Bunun bir film tanıtım yazısı değil, bir insani durumun ifadesi olması gerekiyor.

Fight Club'ı ilk izlediğimden bu yana 5-6 yıl kadar olmuş. Kafamın içinde dönen deli soruların üzerine bir çatı gibi konmuştu o zaman film. Hayata dair adını koyamadığım izlenimleri, öngörüleri, planları bir şekle sokmuştu. Yeraltımdan çıkınca gördüğüm her şeyi bulduğum bir felsefik görü olmuştu. Her sahnesini her repliğini ezber ettim sonra.

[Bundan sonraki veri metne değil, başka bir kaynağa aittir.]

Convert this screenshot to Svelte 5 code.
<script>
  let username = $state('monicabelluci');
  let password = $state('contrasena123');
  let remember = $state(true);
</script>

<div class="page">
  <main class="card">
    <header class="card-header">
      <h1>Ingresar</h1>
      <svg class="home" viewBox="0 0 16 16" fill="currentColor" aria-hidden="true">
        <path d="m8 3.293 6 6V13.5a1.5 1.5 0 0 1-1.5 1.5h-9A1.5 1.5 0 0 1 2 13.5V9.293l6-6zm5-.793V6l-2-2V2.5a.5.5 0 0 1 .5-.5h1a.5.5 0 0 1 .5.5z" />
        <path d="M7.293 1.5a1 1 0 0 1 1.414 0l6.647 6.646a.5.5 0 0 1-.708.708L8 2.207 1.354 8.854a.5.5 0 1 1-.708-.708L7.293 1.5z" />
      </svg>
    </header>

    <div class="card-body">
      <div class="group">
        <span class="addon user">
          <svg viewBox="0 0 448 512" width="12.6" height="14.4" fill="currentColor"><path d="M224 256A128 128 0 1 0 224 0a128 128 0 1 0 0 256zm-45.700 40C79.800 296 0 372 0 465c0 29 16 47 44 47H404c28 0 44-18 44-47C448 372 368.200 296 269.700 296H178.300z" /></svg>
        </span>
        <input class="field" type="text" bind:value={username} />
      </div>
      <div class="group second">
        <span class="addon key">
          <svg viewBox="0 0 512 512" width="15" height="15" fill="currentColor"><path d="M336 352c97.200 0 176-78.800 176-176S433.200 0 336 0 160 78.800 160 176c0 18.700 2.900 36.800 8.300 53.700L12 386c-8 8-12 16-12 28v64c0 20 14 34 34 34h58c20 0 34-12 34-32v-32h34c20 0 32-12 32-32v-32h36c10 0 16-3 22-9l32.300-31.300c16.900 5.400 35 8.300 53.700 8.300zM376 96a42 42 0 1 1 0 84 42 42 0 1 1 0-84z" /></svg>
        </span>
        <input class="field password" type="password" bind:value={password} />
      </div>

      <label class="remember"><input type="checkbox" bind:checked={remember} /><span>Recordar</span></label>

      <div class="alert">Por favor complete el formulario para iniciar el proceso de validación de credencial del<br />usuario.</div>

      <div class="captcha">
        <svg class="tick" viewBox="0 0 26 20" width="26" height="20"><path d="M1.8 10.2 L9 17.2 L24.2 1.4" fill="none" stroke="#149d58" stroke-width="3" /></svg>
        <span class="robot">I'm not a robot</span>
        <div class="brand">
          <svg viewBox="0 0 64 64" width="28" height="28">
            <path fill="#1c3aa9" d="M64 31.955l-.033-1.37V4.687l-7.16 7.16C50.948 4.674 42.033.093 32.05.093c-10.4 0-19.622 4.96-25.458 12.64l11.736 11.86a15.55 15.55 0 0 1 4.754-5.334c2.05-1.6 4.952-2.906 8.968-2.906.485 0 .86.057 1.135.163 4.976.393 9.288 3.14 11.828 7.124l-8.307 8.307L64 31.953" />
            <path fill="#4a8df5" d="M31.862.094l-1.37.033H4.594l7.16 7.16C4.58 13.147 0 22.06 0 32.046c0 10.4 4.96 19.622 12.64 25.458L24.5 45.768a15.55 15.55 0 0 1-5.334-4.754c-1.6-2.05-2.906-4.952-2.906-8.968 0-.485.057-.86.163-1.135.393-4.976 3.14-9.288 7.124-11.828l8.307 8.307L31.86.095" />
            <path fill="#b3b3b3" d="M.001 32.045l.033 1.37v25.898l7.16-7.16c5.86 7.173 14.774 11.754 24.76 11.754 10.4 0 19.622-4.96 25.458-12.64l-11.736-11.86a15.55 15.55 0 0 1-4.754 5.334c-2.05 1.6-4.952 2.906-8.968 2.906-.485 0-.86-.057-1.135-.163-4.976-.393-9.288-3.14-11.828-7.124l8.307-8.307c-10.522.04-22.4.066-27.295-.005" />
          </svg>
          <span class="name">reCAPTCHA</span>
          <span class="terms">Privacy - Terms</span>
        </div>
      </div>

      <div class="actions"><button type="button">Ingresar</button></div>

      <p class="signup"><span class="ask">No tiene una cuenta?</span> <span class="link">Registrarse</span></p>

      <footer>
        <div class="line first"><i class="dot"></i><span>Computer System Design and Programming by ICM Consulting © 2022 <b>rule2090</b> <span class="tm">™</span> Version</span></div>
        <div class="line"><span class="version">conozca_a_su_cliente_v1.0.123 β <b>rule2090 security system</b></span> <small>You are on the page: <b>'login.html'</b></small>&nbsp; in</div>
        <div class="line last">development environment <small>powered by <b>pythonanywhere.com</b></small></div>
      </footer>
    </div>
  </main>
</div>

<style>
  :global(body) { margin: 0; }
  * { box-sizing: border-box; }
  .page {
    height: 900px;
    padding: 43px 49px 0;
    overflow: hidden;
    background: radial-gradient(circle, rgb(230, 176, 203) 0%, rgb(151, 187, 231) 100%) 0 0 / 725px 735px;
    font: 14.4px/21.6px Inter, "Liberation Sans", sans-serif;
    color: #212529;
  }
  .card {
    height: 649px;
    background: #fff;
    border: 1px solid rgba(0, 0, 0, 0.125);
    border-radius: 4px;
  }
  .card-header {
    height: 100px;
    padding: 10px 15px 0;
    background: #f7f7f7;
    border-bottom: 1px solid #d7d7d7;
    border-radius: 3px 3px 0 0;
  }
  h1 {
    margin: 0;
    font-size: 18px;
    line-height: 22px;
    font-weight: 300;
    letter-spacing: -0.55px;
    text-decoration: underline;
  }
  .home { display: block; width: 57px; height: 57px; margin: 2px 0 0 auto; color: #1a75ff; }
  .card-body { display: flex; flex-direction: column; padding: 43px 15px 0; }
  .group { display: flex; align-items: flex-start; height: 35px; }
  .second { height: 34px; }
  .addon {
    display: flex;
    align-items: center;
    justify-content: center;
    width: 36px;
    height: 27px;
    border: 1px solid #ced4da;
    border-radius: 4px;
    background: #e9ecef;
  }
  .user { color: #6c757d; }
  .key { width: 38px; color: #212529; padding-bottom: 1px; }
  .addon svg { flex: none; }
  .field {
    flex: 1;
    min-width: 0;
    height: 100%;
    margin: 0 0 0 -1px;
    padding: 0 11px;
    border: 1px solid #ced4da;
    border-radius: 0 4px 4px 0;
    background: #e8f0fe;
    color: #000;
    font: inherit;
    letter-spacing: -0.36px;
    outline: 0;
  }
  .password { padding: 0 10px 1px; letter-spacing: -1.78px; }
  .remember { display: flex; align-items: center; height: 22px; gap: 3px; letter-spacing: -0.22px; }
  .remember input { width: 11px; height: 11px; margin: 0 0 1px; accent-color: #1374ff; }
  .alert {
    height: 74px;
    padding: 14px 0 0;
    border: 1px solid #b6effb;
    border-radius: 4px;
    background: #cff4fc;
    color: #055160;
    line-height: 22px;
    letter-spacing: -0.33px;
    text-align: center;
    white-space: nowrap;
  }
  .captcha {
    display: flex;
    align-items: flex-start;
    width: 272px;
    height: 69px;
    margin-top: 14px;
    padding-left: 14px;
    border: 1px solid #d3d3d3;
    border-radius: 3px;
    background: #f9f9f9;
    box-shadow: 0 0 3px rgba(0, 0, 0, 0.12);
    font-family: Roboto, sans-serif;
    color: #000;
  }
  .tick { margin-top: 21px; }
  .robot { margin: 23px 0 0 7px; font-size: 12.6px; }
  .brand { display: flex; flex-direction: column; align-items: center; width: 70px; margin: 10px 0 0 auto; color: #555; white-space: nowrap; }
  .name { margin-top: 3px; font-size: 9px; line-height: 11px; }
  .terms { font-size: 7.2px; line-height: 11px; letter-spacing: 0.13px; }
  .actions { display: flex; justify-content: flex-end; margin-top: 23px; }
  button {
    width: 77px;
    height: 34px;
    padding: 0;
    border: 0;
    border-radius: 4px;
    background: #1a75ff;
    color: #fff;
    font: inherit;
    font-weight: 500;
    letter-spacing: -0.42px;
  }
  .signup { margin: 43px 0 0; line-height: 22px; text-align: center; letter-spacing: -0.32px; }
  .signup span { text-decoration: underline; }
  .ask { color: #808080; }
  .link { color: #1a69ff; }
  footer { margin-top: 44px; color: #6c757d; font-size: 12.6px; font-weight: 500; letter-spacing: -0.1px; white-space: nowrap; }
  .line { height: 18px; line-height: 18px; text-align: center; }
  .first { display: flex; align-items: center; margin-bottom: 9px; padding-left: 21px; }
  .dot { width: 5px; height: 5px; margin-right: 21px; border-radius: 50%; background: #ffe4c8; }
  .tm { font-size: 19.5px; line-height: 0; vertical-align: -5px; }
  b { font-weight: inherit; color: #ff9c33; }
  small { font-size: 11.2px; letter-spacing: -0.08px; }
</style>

Bilinçli değil, tekrar tekrar izlemenin sonucu olarak. İnsanların kültürel bir öğeyi hayranlıkla hayatlarının bir köşesine yerleştirmelerini saçma bulmaktan da vazgeçirmedi benim hikayeye düşkünlüğüm.

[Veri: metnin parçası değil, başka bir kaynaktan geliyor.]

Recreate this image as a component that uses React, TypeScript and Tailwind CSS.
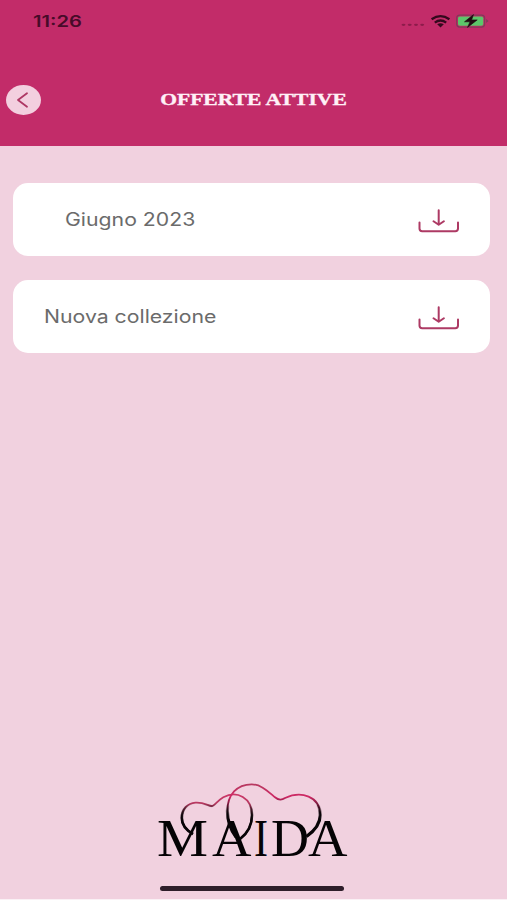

Bana pasif bir direnişin içine atlarken yardım etti film. Kimseye -çoğu zaman- karışmadan, kendimi, hayatımı, duygularımı, hayallerimi üretmemin, yapmamın, yaşamamın yoldaşı oldu gizliden. Rehberi değil ama yoldaşı, yol göstericisi değil ama uyarıcısı. Belli anlarda zihnimin derinlerinden gelir ve bir mırıltı olur dökülür dudağıma filmden-kitaptan bir replik. Bir şeyleri uyarladığım değil, fark edip kavradığım şeyleri ifade ederek. Eylemime başlık olarak.

Benim de zihnimde bir Tyler var, bir süredir duyabildiğim. Adı yok aslında, anlayın diye Tyler dedim. Platon falan da Daimon demişler işte zamanında buna. Aynı şey. Hayata ilişkin bana her anımda fısıldayan, dünyayı bana açıklatan, bir an durup baktığımda beni ben olmaya, istediklerimi yapmaya yönelten, beni bana uygun şekilde yaşatan, en asılı ise düşünmeye güç yetirten bir şeyim var.

Bunu ortaya çıkartırken oradaydı Fight Club ve Tyler Durden. Geç kalmadan, karmaşanın içinde kaybolup kendimden uzaklaşmadan biraz olsun görü elde etmeme yaradılar.

Bu kadar 'ben'li yazdıktan sonra çıkarılacak şey "filmi izleyin" olmayacak. İsterseniz izleyin, size faydası olursa ne mutlu. Faydası olmazsa da spora teşvik eder, ne bileyim.